Is it possible to use cuRAND with feval (Parallel computing toolbox)?
Mostra commenti meno recenti
Hi,
I am trying to call feval instruction (Parallel Computing toolbox) with a kernel which uses the cuRAND library (<http://developer.nvidia.com/curand)>, and I need to pass to feval an argument of type curandState (needed to initialize random generators in cuRAND).
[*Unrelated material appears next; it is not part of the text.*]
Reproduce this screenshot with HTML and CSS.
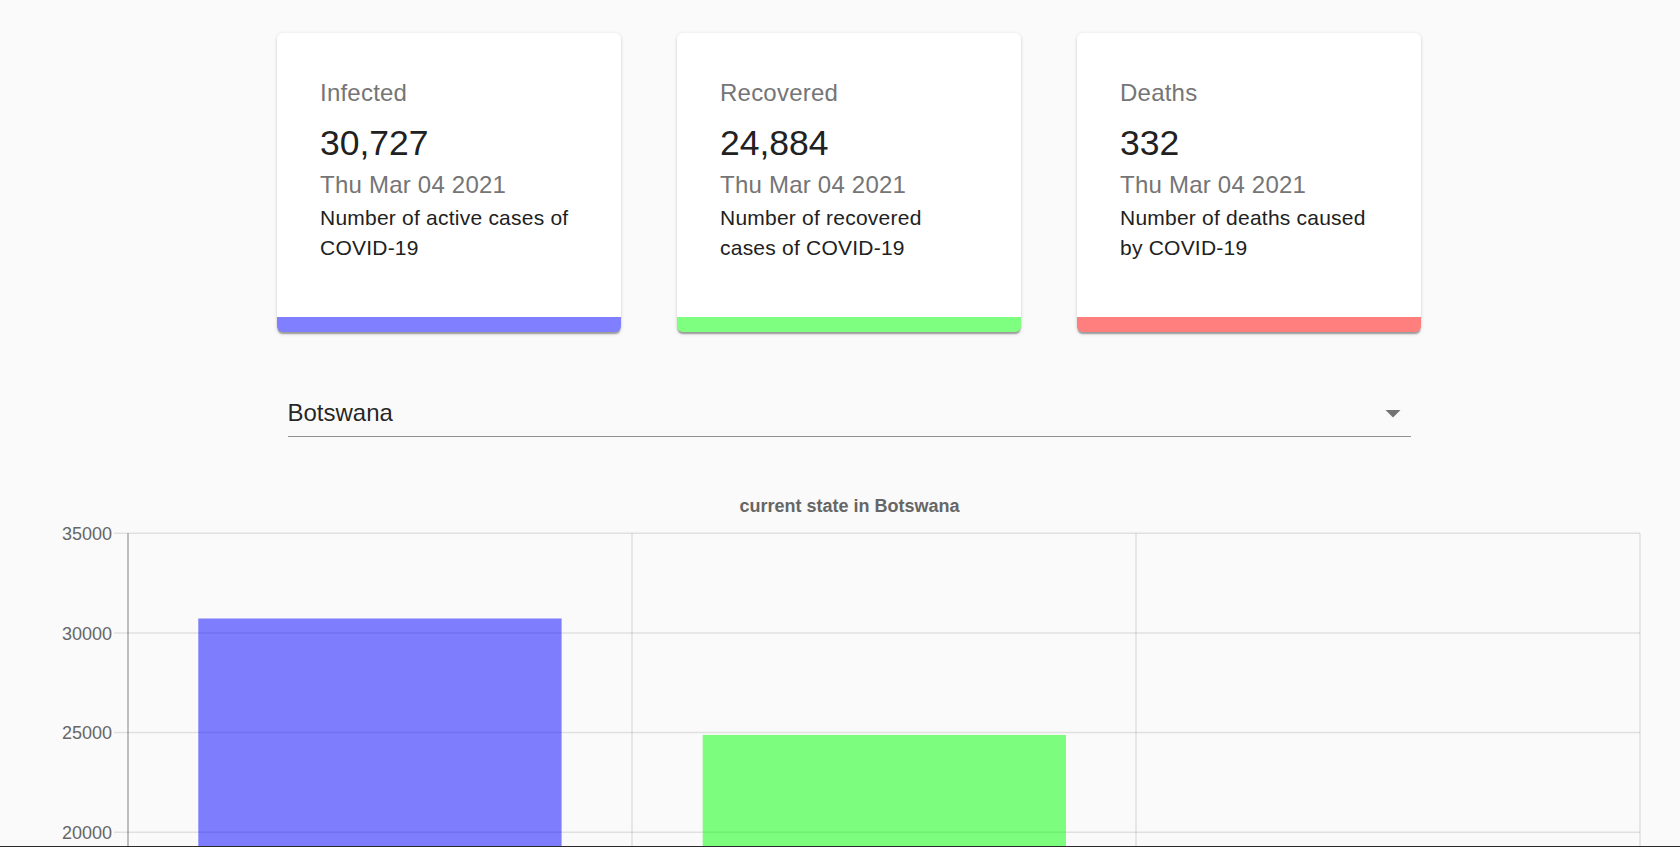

I have something similar to:
K=parallel.gpu.CUDAKernel('kernel.ptx','kernel.cu');
[arg_out]=feval(K,arg_in, state);
"state" must be a curandState variable.
I tried cheating MATLAB with:
[arg_out]=feval(K,arg_in, 1);
But I got the following error message:
_Error using iParseToken (line 259) Unsupported type in argument specification "curandState * state".
Error in C:\Program Files\MATLAB\R2011b\toolbox\distcomp\gpu\+parallel\+internal\+gpu\handleKernelArgs.p>iParseCPrototype (line 181)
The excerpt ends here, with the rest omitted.